WHAT IS EXPECTED: Only the number is wanted: tally the lines below that contain the word "React".

+++ DATA EXTRACT +++

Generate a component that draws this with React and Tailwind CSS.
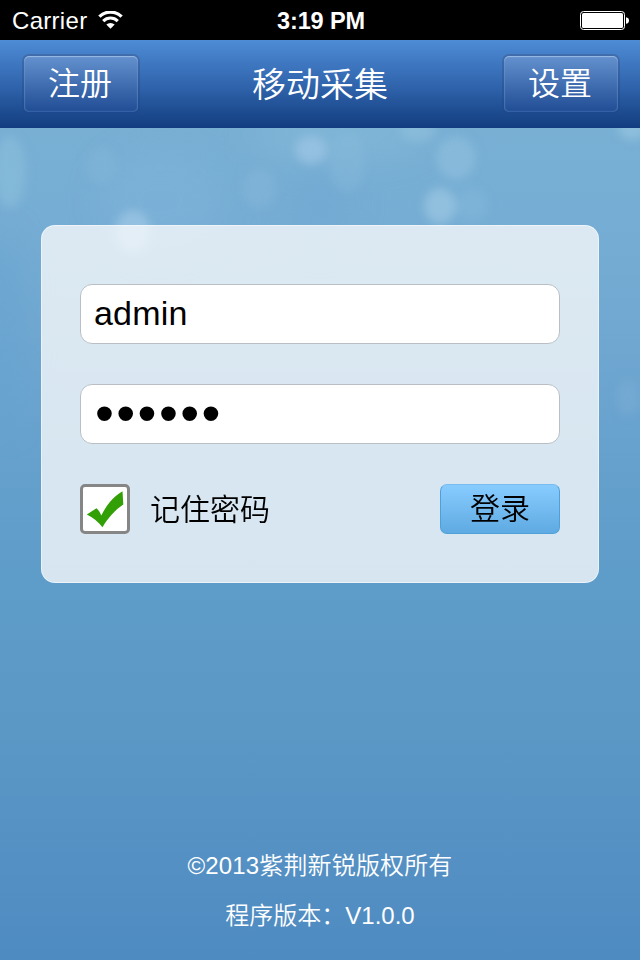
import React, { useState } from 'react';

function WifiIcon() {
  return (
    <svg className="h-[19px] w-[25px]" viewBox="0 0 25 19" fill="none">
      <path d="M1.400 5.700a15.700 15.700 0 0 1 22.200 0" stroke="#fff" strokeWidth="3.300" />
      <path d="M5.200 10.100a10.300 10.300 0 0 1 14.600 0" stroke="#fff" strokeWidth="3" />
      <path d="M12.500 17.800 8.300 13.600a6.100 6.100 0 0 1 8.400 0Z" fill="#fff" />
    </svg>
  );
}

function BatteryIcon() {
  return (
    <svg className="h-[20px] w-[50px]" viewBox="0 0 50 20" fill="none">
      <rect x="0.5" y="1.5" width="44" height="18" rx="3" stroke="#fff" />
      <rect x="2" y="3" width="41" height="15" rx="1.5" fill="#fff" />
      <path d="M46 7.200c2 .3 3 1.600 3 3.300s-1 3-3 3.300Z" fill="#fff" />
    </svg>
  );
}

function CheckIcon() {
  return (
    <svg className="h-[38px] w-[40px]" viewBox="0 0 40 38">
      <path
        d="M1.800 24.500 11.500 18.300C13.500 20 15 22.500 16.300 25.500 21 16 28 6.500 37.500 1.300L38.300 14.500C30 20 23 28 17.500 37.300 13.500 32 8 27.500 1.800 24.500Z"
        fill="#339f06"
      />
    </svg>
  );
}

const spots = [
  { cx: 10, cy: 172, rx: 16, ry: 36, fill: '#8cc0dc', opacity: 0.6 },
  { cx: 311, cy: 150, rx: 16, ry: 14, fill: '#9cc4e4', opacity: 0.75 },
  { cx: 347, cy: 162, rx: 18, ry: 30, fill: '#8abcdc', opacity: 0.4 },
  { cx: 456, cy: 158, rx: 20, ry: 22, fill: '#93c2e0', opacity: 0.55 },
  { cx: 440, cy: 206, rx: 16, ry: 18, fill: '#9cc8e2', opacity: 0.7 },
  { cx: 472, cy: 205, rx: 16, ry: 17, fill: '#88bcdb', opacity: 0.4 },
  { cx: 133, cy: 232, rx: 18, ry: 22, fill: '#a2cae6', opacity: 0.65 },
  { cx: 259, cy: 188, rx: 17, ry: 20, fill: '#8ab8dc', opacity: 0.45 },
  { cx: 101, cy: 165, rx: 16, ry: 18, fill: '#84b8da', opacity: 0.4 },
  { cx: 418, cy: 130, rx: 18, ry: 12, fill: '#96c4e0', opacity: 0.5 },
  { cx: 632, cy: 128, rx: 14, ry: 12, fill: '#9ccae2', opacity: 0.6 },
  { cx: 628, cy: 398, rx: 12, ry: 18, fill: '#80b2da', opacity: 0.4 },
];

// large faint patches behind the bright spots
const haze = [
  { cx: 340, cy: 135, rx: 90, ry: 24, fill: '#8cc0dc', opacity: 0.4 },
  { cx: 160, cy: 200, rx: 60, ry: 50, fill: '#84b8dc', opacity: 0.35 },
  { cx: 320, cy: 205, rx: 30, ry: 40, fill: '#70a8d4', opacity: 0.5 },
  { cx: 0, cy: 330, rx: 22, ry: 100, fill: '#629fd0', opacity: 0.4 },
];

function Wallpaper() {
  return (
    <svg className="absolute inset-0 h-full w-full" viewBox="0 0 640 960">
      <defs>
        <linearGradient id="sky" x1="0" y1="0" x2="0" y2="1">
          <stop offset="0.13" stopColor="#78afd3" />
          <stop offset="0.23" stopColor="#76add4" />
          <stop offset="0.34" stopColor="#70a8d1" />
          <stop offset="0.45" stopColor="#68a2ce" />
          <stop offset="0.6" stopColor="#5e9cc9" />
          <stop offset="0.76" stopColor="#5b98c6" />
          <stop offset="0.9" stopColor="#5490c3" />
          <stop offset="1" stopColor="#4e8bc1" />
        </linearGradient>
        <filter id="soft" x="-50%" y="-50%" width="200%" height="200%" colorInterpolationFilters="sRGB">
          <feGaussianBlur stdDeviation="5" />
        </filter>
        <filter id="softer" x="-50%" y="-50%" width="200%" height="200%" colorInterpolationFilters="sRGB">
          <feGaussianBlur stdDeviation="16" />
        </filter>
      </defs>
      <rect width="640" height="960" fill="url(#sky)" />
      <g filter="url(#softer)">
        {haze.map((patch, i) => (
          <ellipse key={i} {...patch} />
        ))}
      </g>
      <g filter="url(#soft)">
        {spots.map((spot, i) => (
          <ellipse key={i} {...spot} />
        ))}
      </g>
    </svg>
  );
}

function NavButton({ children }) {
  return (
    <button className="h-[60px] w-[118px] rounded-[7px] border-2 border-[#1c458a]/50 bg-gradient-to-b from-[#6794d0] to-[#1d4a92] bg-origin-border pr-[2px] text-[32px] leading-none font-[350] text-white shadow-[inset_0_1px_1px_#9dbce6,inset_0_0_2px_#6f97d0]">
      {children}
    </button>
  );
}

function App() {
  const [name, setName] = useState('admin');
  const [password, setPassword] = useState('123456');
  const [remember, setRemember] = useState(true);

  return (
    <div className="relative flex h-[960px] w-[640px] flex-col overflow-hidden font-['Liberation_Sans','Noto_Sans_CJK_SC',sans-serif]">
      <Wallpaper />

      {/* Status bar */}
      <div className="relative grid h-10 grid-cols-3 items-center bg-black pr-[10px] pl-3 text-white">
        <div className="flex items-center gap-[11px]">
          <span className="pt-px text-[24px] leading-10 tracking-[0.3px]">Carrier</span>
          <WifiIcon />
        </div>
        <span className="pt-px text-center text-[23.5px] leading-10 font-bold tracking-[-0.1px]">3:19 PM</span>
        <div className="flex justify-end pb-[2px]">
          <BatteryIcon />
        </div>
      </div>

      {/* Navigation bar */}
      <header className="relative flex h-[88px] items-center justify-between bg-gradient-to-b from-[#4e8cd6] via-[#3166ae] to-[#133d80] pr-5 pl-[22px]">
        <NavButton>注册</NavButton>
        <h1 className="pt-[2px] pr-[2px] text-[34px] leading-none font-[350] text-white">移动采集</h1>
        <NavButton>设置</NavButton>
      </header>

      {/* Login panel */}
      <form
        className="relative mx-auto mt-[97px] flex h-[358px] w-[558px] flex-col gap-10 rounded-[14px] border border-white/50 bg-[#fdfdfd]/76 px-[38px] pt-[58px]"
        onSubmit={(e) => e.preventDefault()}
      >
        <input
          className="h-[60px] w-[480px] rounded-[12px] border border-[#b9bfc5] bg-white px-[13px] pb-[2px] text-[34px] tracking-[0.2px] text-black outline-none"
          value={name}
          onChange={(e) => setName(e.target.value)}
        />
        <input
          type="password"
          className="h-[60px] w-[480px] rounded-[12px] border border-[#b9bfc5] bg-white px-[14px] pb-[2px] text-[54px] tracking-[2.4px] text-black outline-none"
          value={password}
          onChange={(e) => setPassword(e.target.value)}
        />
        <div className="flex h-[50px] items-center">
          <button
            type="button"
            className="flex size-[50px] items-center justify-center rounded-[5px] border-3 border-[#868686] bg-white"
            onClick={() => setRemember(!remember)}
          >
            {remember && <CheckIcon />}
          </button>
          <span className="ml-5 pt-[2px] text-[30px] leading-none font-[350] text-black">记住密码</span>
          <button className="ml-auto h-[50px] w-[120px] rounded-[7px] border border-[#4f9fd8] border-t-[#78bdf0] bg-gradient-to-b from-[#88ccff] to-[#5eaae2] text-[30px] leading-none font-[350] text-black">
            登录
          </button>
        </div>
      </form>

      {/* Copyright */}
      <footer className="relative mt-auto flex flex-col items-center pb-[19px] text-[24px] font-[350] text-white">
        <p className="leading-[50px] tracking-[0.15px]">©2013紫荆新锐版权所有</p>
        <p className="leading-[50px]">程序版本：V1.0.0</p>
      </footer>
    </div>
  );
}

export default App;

+++

ANSWER TO THE TASK: 2